In general: This GPU/CPU dispatching has not seen any real world usage. For instance in MRIReco.jl it is not yet possible to use GPUs without hacking the source code. So any real-world testing (e.g. in MIRT) would be appreciated.
The real issue is that we don't have CI for that
Bummer. I would offer to do the test on my GPU machine if this were a single package, but I don't really know how to do such test properly for a repo with multiple nested packages. I used ]add with the #master branch of CuNFFT and NFFT and then did test NFFT. I got one package dependency error but still the tests ran and everything seemed to run except for one ERROR: LoadError: UndefVarError: libfinufft not defined which I suspect is unrelated to #97. So it seems OK, but I do not have full confidence of my test given the package nesting...

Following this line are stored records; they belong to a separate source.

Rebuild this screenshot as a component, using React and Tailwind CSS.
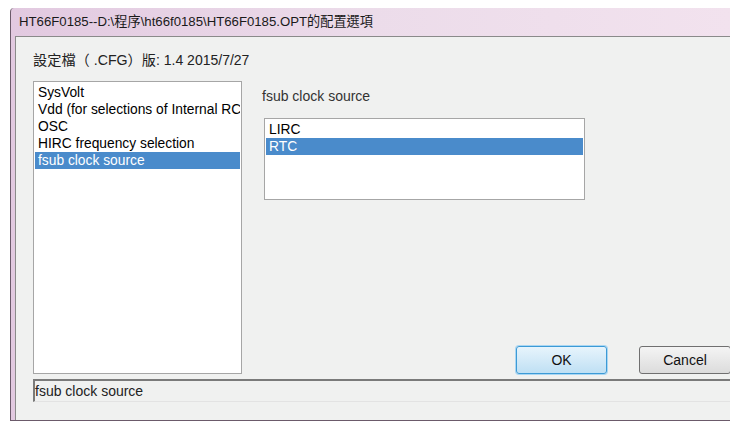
const options = [
  'SysVolt',
  'Vdd (for selections of Internal RC',
  'OSC',
  'HIRC frequency selection',
  'fsub clock source',
];

const choices = ['LIRC', 'RTC'];

const font = { fontFamily: '"Liberation Sans", "Noto Sans CJK TC", sans-serif' };

function ListBox({ items, selected, className }) {
  return (
    <div className={`shrink-0 border border-[#a6a6a6] bg-white p-[1px] ${className}`}>
      {items.map((item) => (
        <div
          key={item}
          className={`h-[17px] px-[3px] text-[13.8px] leading-[17px] whitespace-nowrap overflow-hidden ${
            item === selected ? 'bg-[#4a8bcb] text-white' : 'text-black'
          }`}
        >
          {item}
        </div>
      ))}
    </div>
  );
}

export default function App() {
  return (
    <div className="w-[730px] h-[421px] bg-white pt-[8px] pl-[10px] overflow-hidden" style={font}>
      <div className="h-[413px] flex flex-col border-l border-b border-[#6b5a6a] bg-gradient-to-r from-[#e2c9e0] via-[#ecdcea] to-[#f2e2ee] rounded-tl-[4px]">
        {/* title bar */}
        <div className="h-[28px] shrink-0 flex items-center pl-[8px] text-[13.2px] text-[#1a1a1a]">
          HT66F0185--D:\程序\ht66f0185\HT66F0185.OPT的配置選項
        </div>
        <div className="h-[384px] shrink-0 flex flex-col ml-[4px] border-t border-l border-[#8a8a8a] bg-[#f0f1f0]">
          <div className="h-[44px] shrink-0 flex items-center pl-[17px] pt-[3px]">
            <span className="text-[14.2px] text-[#222]">設定檔（ .CFG）版</span>
            <span className="text-[14px] text-[#222]">: 1.4 2015/7/27</span>
          </div>
          <div className="h-[293px] shrink-0 flex pl-[17px]">
            <ListBox items={options} selected="fsub clock source" className="w-[209px] h-[293px] pt-[2px]" />
            <div className="flex-1 flex flex-col pl-[20px]">
              <div className="h-[37px] shrink-0 pt-[5px] text-[14px] text-[#333]">fsub clock source</div>
              <ListBox items={choices} selected="RTC" className="ml-[2px] w-[321px] h-[82px] pt-[2px]" />
              <div className="flex-1" />
              <div className="flex gap-[32px] pl-[254px]">
                <button className="w-[91px] h-[28px] rounded-[3px] border border-[#3c9ad6] bg-gradient-to-b from-[#e7f4fc] to-[#bfe0f4] text-[14px] text-[#111] shadow-[0_0_0_1px_#a9d6f2]">
                  OK
                </button>
                <button className="w-[92px] h-[28px] rounded-[3px] border border-[#707070] bg-gradient-to-b from-[#f4f4f4] to-[#dcdcdc] text-[14px] text-[#111]">
                  Cancel
                </button>
              </div>
            </div>
          </div>
          {/* status line */}
          <div className="ml-[17px] mt-[5px] h-[23px] shrink-0 border-t-2 border-l-2 border-[#7a7a7a] border-b border-b-[#e3e3e3] flex items-center text-[14px] text-[#222]">
            fsub clock source
          </div>
        </div>
      </div>
    </div>
  );
}
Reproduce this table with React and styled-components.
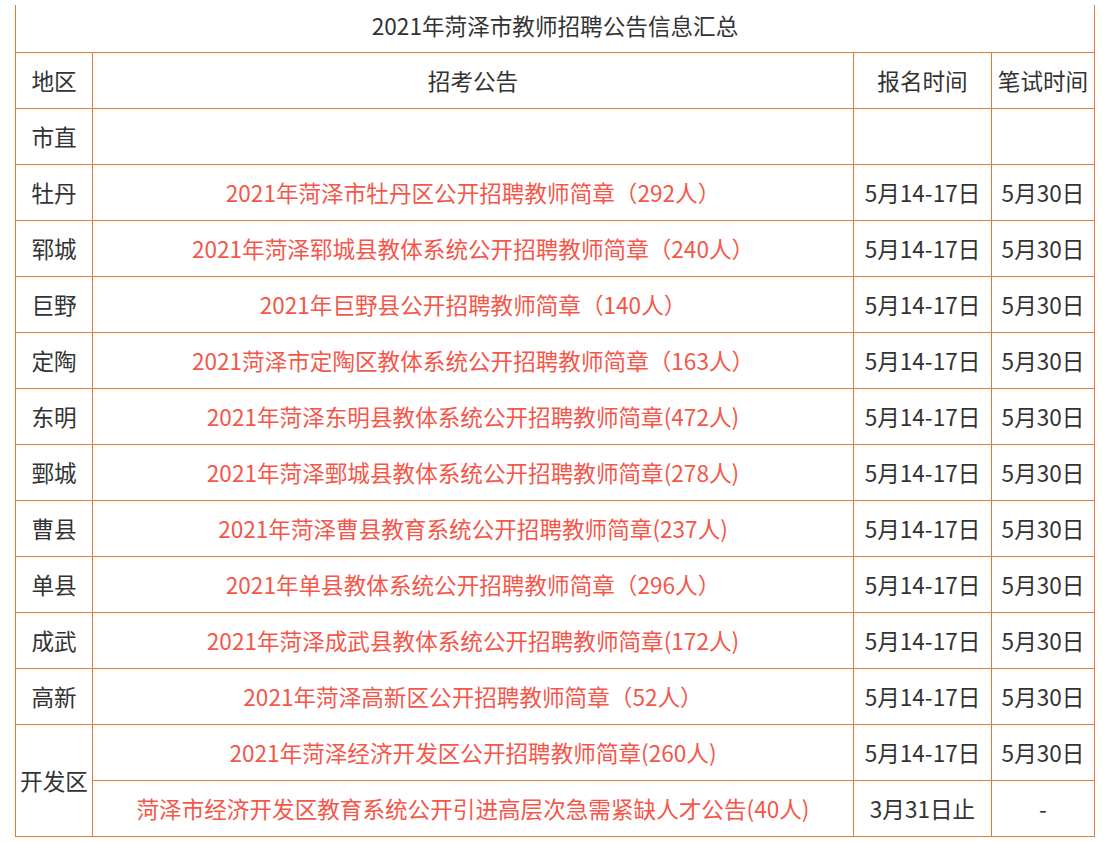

any real-world testing (e.g. in MIRT) would be appreciated.
Yep, I am working on it. In fact this suggestion originated from a user reported issue where the user clearly thought that having the nodes on the GPU would suffice to invoke CUDA (and so did I initially until I looked into it more): https://github.com/JeffFessler/mirt-demo/issues/5
One needs to dev NFFT and CuNFFT (and probably also AbstractNFFTs) and then do the testing. But they were commented out. I re-enabled them https://github.com/JuliaMath/NFFT.jl/blob/master/test/runtests.jl#L15 And I also tested on my GPU system (works!) and made a release. So right now CuNFFT should work.
By the way, CuNFFT is not of the same quality as its CPU implementation. We use the sparse matrix trick since it is so simple to bring everything on the GPU. As far as I have seen, this is that fastest GPU implementation: https://github.com/flatironinstitute/cufinufft It would be very interesting how far one can get with a pure Julia code. I have no experience in that direction until now. If there is interest in a competitive CuNFFT.jl implementation we should probably create a dedicated issue and discuss there. Other idea would be to just create wrapper around cufinufft for the moment.
Hello! We've recently made some progress with the points mentioned in this issue.
First of we've moved away from a dedicated CUDA package and instead implemented a GPU-vendor-agnostic NFFT-Plan. This plan is realized as a package extension and does not depend on CUDA. Additionally, this also (partially) works now on AMDGPUs and in general any AbstractGPUArray that implements an FFT. This means upstream packages don't need to specifically load CuNFFT anymore.
In order to implement that I used Adapt.jl to move the data to the given GPU type. That package essentially implements convert for "wrapped" types such as adjoint or a sparse array.
I did not touch the plan_nfft interface yet, so one still has to do either plan_nfft(CuArray, ...) or plan_nfft(ROCArray, ...). One issue is that we can't directly use the result of typeof(x) in adapt. The function wants to get the basetype, so instead of CuArray{Float32, 2, ...} it wants CuArray.
This is a problem we also ran into in an upstream package, where I solved this issue by stripping the parameters from the type: https://github.com/JuliaImageRecon/LinearOperatorCollection.jl/blob/08c3ff7566da68268592f25184337d1001c1e2be/ext/LinearOperatorNFFTExt/NFFTOp.jl#L44
So while there is no public API to strip these parameters atm, we could use this workaround to implement plan_nfft(x, ...)
@nHackel: yes, it would be good to rethink the interface based on all the experience that you have made in the last time.